D'autre part, quand on parle de " balkanisation " de l'Afrique, de frontières artificielles, d'entités économiquement non viables, de guerres ethniques, pourquoi oublie-t-on de dire que ceci est là la conséquence la plus immédiate du partage systématique du continent africain par les puissances occidentales dont la France était l'une des toutes premières ? Le Congrès de Berlin qui s'ouvrit le 26 février 1885, " au nom de Dieu Tout-Puissant ", en présence des représentants de l'Allemagne, de l'Autriche, de la Belgique, du Danemark, de l'Espagne, des Etats-Unis, de la France, du Royaume-Uni de Grande-Bretagne et d'Irlande, d'Italie, des Pays-Bas, du Portugal, de toutes les Russies, de Suède, de Norvège etc., pour, dit le préambule, " régler dans un esprit de bonne entente mutuelle les conditions les plus favorables au développement du commerce et de la civilisation dans certaines régions de l'Afrique (...) et prévenir les malentendus et les contestations que pourraient soulever à l'avenir les prises de possession nouvelles sur les côtes de l'Afrique ", consacra cet extraordinaire éclatement. Et ainsi, de Berlin à Fachoda, faisant mieux que les Crétois aux Cyclades et sur les côtes du Péloponnèse, les Phéniciens de Tyr et de Sidon ou les Ioniens et les Doriens en Asie Mineure, vous vous êtes partagé entre faux frères européens, comme hyènes affamées lors d'une curée, la dépouille sanguinolente du grand gisant. Français de Tunis au Golfe du Bénin et du Sahara aux forêts du Congo, Anglais plus au sud et au Levant, Italiens en Ethiopie et en Tripolitaine, Belges au Congo, Portugais de part et d'autre du Capricorne, Allemands dans quelques poches du Centre.

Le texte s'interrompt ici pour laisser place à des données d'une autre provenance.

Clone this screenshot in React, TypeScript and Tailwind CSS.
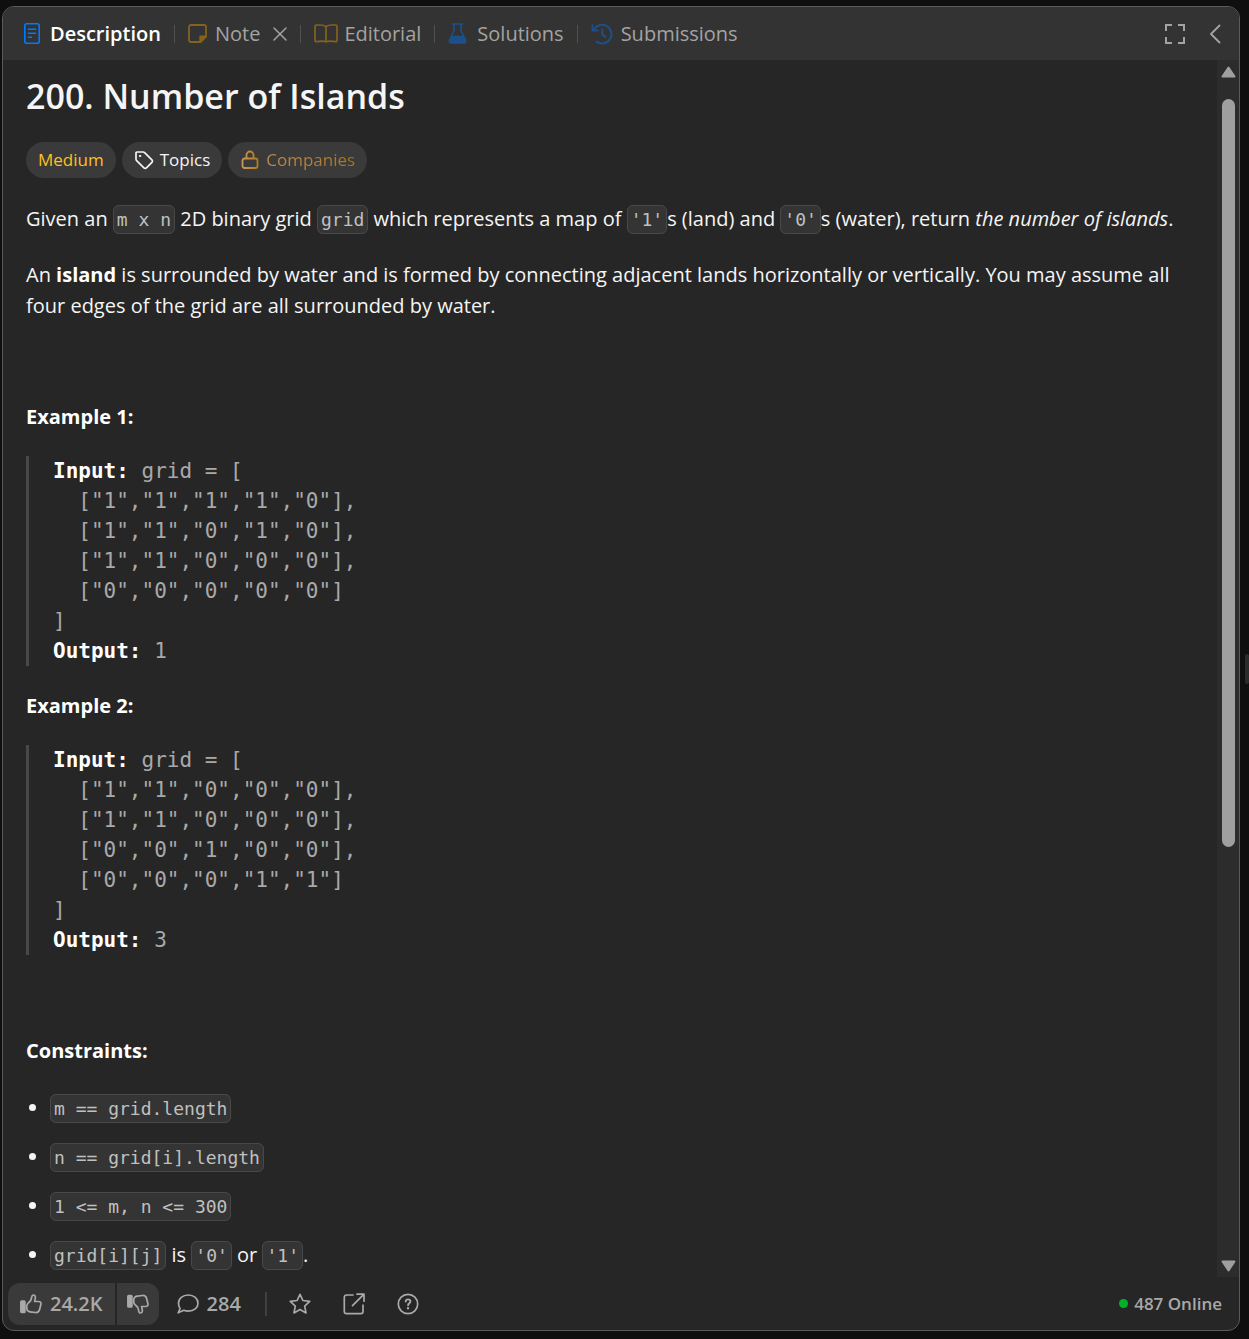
import React from "react";

type IconProps = { className?: string };

const Svg = ({ className, box = 24, children }: IconProps & { box?: number; children: React.ReactNode }) => (
  <svg
    aria-hidden="true"
    viewBox={`0 0 ${box} ${box}`}
    className={className}
    fill="none"
    stroke="currentColor"
    strokeWidth={2}
    strokeLinecap="round"
    strokeLinejoin="round"
  >
    {children}
  </svg>
);

const DocIcon = () => (
  <svg aria-hidden="true" viewBox="0 0 16 21" className="h-[21px] w-4 shrink-0 text-[#007bff]" fill="none" stroke="currentColor" strokeWidth={1.6} strokeLinecap="round">
    <rect x="0.8" y="0.8" width="14.4" height="19.4" rx="2" />
    <path d="M4.5 6.2h7M4.5 10.2h7M4.5 14.2h3" />
  </svg>
);

const NoteIcon = () => (
  <svg aria-hidden="true" viewBox="0 0 19 19" className="size-[19px] shrink-0 text-[#84631c]" fill="none" stroke="currentColor" strokeWidth={1.8} strokeLinejoin="round">
    <path d="M3 1h13a2 2 0 0 1 2 2v9.5L12.5 18H3a2 2 0 0 1-2-2V3a2 2 0 0 1 2-2Z" />
    <path d="M12.2 18v-5.6H18Z" fill="currentColor" />
  </svg>
);

const BookIcon = () => (
  <svg aria-hidden="true" viewBox="0 0 24 19" className="h-[19px] w-6 shrink-0 text-[#84631c]" fill="none" stroke="currentColor" strokeWidth={1.7} strokeLinejoin="round">
    <path d="M12 2.6C10 1 7.5 1 6 1H2.5A1.5 1.5 0 0 0 1 2.5v13.8c0 1 .6 1.5 1.5 1.4C6 17 9.5 16.8 12 17.8c2.5-1 6-.8 9.5-.1.9.1 1.5-.4 1.5-1.4V2.5A1.5 1.5 0 0 0 21.5 1H18c-1.5 0-4 0-6 1.6Z" />
    <path d="M12 2.6v15" />
  </svg>
);

const FlaskIcon = () => (
  <svg aria-hidden="true" viewBox="0 0 19 21" className="h-[21px] w-[19px] shrink-0 text-[#1d4f88]" fill="none" stroke="currentColor" strokeWidth={1.6} strokeLinecap="round" strokeLinejoin="round">
    <path d="M4.5 1h10M6 1v6.5L1.5 17c-.7 1.6.2 3 1.700 3h12.600c1.500 0 2.400-1.400 1.700-3L13 7.500V1" />
    <path d="M4.3 13.5h10.4l2.500 4.500-1 1.800H2.800l-1-1.800Z" fill="currentColor" />
  </svg>
);

const HistoryIcon = () => (
  <svg aria-hidden="true" viewBox="0 0 22 22" className="size-[22px] shrink-0 text-[#1d4f88]" fill="none" stroke="currentColor" strokeWidth={2} strokeLinecap="round" strokeLinejoin="round">
    <path d="M2.8 7A9.300 9.300 0 1 1 5.500 18.600" />
    <path d="M1.500 2.300v5.200h5.200" />
    <path d="M11.300 6.500v5l3.200 2.600" />
  </svg>
);

const ThumbUp = ({ className }: IconProps) => (
  <svg aria-hidden="true" viewBox="0 0 22 20" className={className} fill="none" stroke="currentColor" strokeWidth={1.7} strokeLinejoin="round" strokeLinecap="round">
    <rect x="0.9" y="7" width="4" height="11.5" rx="0.8" fill="currentColor" />
    <path d="M8 9.300c2-1.200 3.200-3 3.600-5.600.3-2 .8-2.700 1.700-2.700 1.600 0 2.300 1.400 2 3.200l-.7 3.300h4c1.700 0 2.700 1.200 2.300 2.800l-1.300 5.200c-.6 2.300-2 3.200-4.200 3l-3.400-.4C9.500 17.900 7.400 17.300 7 15.500c-.4-2-.6-4.900 1-6.200Z" />
  </svg>
);

const Divider = () => <span className="h-[18px] w-px shrink-0 bg-[#505050]" />;

const Chip = ({ children }: { children: React.ReactNode }) => (
  <code className="rounded-md border border-[#484848] bg-[#343434] p-[3px] font-['DejaVu_Sans_Mono',monospace] text-lg leading-none text-[#c0c0c0]">
    {children}
  </code>
);

const Heading = ({ children }: { children: React.ReactNode }) => (
  <p className="mb-6">
    <strong className="font-bold text-white">{children}</strong>
  </p>
);

const Example = ({ rows, output }: { rows: string[]; output: string }) => (
  <pre className="mb-6 border-l-[3px] border-[#484848] pl-6 font-['DejaVu_Sans_Mono',monospace] text-[21px] leading-[30px] text-[#a9a9a9]">
    <strong className="text-white">Input:</strong>
    {" grid = [\n"}
    {rows.map((r, i) => `  [${r.split("").map((c) => `"${c}"`).join(",")}]${i < rows.length - 1 ? "," : ""}\n`).join("")}
    {"]\n"}
    <strong className="text-white">Output:</strong>
    {" " + output}
  </pre>
);

const Scrollbar = () => (
  <div className="flex w-[22px] shrink-0 flex-col items-center bg-[#2c2c2c]" aria-hidden="true">
    <svg viewBox="0 0 15 12" className="mt-1.5 h-3 w-[15px] shrink-0 text-[#9f9f9f]" fill="currentColor" stroke="currentColor" strokeWidth={2} strokeLinejoin="round">
      <path d="M7.500 1.500 13.500 10.500h-12Z" />
    </svg>
    <div className="mt-[21px] mb-[11px] flex min-h-0 flex-1 flex-col">
      <div className="h-[65%] w-[13px] rounded-full bg-[#9f9f9f]" />
    </div>
    <svg viewBox="0 0 15 12" className="mb-[5px] h-3 w-[15px] shrink-0 text-[#9f9f9f]" fill="currentColor" stroke="currentColor" strokeWidth={2} strokeLinejoin="round">
      <path d="M7.500 10.500 13.500 1.500h-12Z" />
    </svg>
  </div>
);

export default function App() {
  return (
    <div className="flex h-screen bg-[#0f0f0f] pt-1.5 pb-2 pl-0.5 font-['Open_Sans','Noto_Sans',sans-serif] text-xl text-[#f5f5f5]">
      <main className="flex min-w-0 flex-1 flex-col overflow-hidden rounded-xl border border-[#5a5a5a] bg-[#262626]">
        <header className="flex h-[53px] shrink-0 items-center bg-[#333333] pr-3.5 pl-[21px] text-[#a3a3a3]">
          <nav className="flex items-center gap-[13px]">
            <button className="flex items-center gap-2.5 font-semibold text-white">
              <DocIcon />
              Description
            </button>
            <Divider />
            <div className="flex items-center gap-[13px]">
              <button className="flex items-center gap-2">
                <NoteIcon />
                Note
              </button>
              <button aria-label="Close note">
                <Svg box={14} className="size-3.5">
                  <path d="M1 1l12 12M13 1 1 13" strokeWidth={1.5} />
                </Svg>
              </button>
            </div>
            <Divider />
            <button className="flex items-center gap-1.5">
              <BookIcon />
              Editorial
            </button>
            <Divider />
            <button className="flex items-center gap-2.5">
              <FlaskIcon />
              Solutions
            </button>
            <Divider />
            <button className="flex items-center gap-2">
              <HistoryIcon />
              Submissions
            </button>
          </nav>
          <div className="ml-auto flex items-center gap-5">
            <button aria-label="Full screen">
              <svg viewBox="0 0 20 20" className="size-5" fill="none" stroke="currentColor" strokeWidth={2}>
                <path d="M1 7V1h6M13 1h6v6M19 13v6h-6M7 19H1v-6" />
              </svg>
            </button>
            <button aria-label="Collapse">
              <Svg box={20} className="size-5">
                <path d="M14.500 1.500 6 10l8.500 8.500" strokeWidth={1.8} />
              </Svg>
            </button>
          </div>
        </header>

        <div className="flex min-h-0 flex-1">
          <article className="min-w-0 flex-1 overflow-hidden pr-8 pl-[23px] leading-[31px]">
            <h1 className="mt-3 mb-[22px] text-[34px] leading-12 font-semibold">200. Number of Islands</h1>
            <div className="mb-[25px] flex gap-1.5 text-[17px] leading-6">
              <span className="flex h-9 items-center rounded-full bg-[#3a3a3a] px-3 text-[#ffc01e]">Medium</span>
              <button className="flex h-9 items-center gap-1.5 rounded-full bg-[#3a3a3a] px-3">
                <Svg box={20} className="size-5">
                  <path d="M2 3v6.200c0 .5.200 1 .6 1.400l7.300 7.300c.7.700 1.800.7 2.500 0l5.500-5.500c.7-.7.7-1.800 0-2.500l-7.300-7.300C10.200 2.200 9.700 2 9.200 2H3a1 1 0 0 0-1 1Z" strokeWidth={1.7} />
                  <circle cx="6" cy="6" r="0.7" fill="currentColor" strokeWidth={1} />
                </Svg>
                Topics
              </button>
              <button className="flex h-9 items-center gap-1.5 rounded-full bg-[#3a3a3a] px-3">
                <svg aria-hidden="true" viewBox="0 0 20 20" className="size-5" fill="none" stroke="url(#gold)" strokeWidth={1.8} strokeLinejoin="round">
                  <defs>
                    <linearGradient id="gold" gradientUnits="userSpaceOnUse" x1="2" y1="10" x2="18" y2="10">
                      <stop offset="0" stopColor="#c9995a" />
                      <stop offset="1" stopColor="#b37a1c" />
                    </linearGradient>
                  </defs>
                  <rect x="2.500" y="8.500" width="15" height="9.500" rx="2" />
                  <path d="M6.500 8.500V5a3.500 3.500 0 0 1 7 0v3.500" />
                </svg>
                <span className="bg-linear-to-r from-[#bb8c50] to-[#a87318] bg-clip-text text-transparent">Companies</span>
              </button>
            </div>

            <p className="mb-[25px]">
              Given an <Chip>m x n</Chip> 2D binary grid <Chip>grid</Chip> which represents a map of <Chip>'1'</Chip>s (land) and <Chip>'0'</Chip>s (water), return <em>the number of islands</em>.
            </p>
            <p className="mb-6">
              An <strong className="font-bold text-white">island</strong> is surrounded by water and is formed by connecting adjacent lands horizontally or vertically. You may assume all four edges of the grid are all surrounded by water.
            </p>
            <p className="mb-6 h-8">&nbsp;</p>
            <Heading>Example 1:</Heading>
            <Example rows={["11110", "11010", "11000", "00000"]} output="1" />
            <Heading>Example 2:</Heading>
            <Example rows={["11000", "11000", "00100", "00011"]} output="3" />
            <p className="mb-6 h-8">&nbsp;</p>
            <Heading>Constraints:</Heading>
            <ul className="flex list-disc flex-col gap-[18px] pt-0.5 pl-6">
              <li><Chip>m == grid.length</Chip></li>
              <li><Chip>n == grid[i].length</Chip></li>
              <li><Chip>{"1 <= m, n <= 300"}</Chip></li>
              <li><Chip>grid[i][j]</Chip> is <Chip>'0'</Chip> or <Chip>'1'</Chip>.</li>
            </ul>
          </article>
          <Scrollbar />
        </div>

        <footer className="flex shrink-0 items-center pt-1.5 pr-[17px] pb-[5px] pl-[5px] text-[#a9a9a9]">
          <div className="flex gap-0.5 overflow-hidden rounded-xl font-semibold">
            <button className="flex h-[42px] items-center gap-2 bg-[#3a3a3a] px-3">
              <ThumbUp className="h-5 w-[22px]" />
              24.2K
            </button>
            <button aria-label="Dislike" className="flex h-[42px] items-center bg-[#3a3a3a] px-2.5">
              <ThumbUp className="h-5 w-[22px] -scale-y-100" />
            </button>
          </div>
          <button className="ml-[18px] flex items-center gap-2 font-semibold">
            <svg aria-hidden="true" viewBox="0 0 22 20" className="h-5 w-[22px]" fill="none" stroke="currentColor" strokeWidth={1.7} strokeLinejoin="round">
              <path d="M11.300 1C17 1 21 4.500 21 9.200s-4 8-9.700 8c-1.600 0-3.100-.3-4.500-.9L1.200 18.800l1.900-4.300C2 13 1.500 11.200 1.500 9.200 1.500 4.500 5.600 1 11.300 1Z" />
            </svg>
            284
          </button>
          <span className="mr-[22px] ml-6 h-6 w-0.5 bg-[#404040]" />
          <div className="flex items-center gap-8">
            <button aria-label="Favorite">
              <Svg box={22} className="size-[22px]">
                <path d="M11 1.300l2.900 6.200 6.800.9-5 4.700 1.300 6.800-6-3.300-6 3.300 1.300-6.800-5-4.700 6.800-.9Z" strokeWidth={1.7} />
              </Svg>
            </button>
            <button aria-label="Share">
              <Svg box={22} className="size-[22px]">
                <path d="M10 2H3.500A2.200 2.200 0 0 0 1.300 4.200v14.300c0 1.200 1 2.200 2.200 2.200h14.300c1.200 0 2.200-1 2.200-2.200V12M14 1.200h7v7M20.500 1.700 9.500 12.700" strokeWidth={1.7} />
              </Svg>
            </button>
            <button aria-label="Help">
              <Svg box={22} className="size-[22px]">
                <circle cx="11" cy="11" r="9.7" strokeWidth={1.7} />
                <path d="M8.700 8.500c.1-1.300 1-2.100 2.300-2.100s2.400.8 2.400 2.100c0 1.700-2.300 1.800-2.300 3.700" strokeWidth={1.9} />
                <circle cx="11" cy="15.2" r="0.6" fill="currentColor" strokeWidth={1.2} />
              </Svg>
            </button>
          </div>
          <div className="ml-auto flex items-center gap-1.5 text-[17px] font-semibold">
            <span className="size-[9px] rounded-full bg-[#02b128]" />
            487 Online
          </div>
        </footer>
      </main>
      <div className="flex w-[9px] shrink-0 items-center justify-end">
        <div className="h-[30px] w-1 rounded-full bg-[#2b2b2b]" />
      </div>
    </div>
  );
}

Quel peuple aurait survécu à un tel dépeçage, à tant de bigarrures de langues, de cultures, de religions, de façons d'être et de façons de faire ? Et parce que comme le reconnaît à juste titre le duc de Choiseul, un de vos théoriciens de l'expansionnisme colonial, " les colonies fondées par les diverses puissances de l'Europe ont toutes été établies pour l'utilité de la métropole ", de Marseille à Bordeaux, de Nantes au Havre, votre économie, votre commerce, vos ports, et au-delà, votre civilisation ont prospéré grâce aux oléagineux du Sénégal, à l'or du Soudan, à la bauxite de Guinée, à l'okoumé du Gabon, au fer de Zouérate, aux cadavres putréfiés que le travail forcé a semés par milliers sur la ligne meurtrière du Dakar-Niger.
Ne voyez-vous donc pas, Excellence, dans ce qui fit votre grandeur la raison suffisante du désastre dont dans mille ans encore nous ne nous serons pas totalement relevés ? Ou bien continuez-vous à penser qu'il ne s'agissait là que d'une " mission civilisatrice " de l'Occident, sinon d'" humanisation " de peuples qui n'étaient pas encore sortis de l'animalité ?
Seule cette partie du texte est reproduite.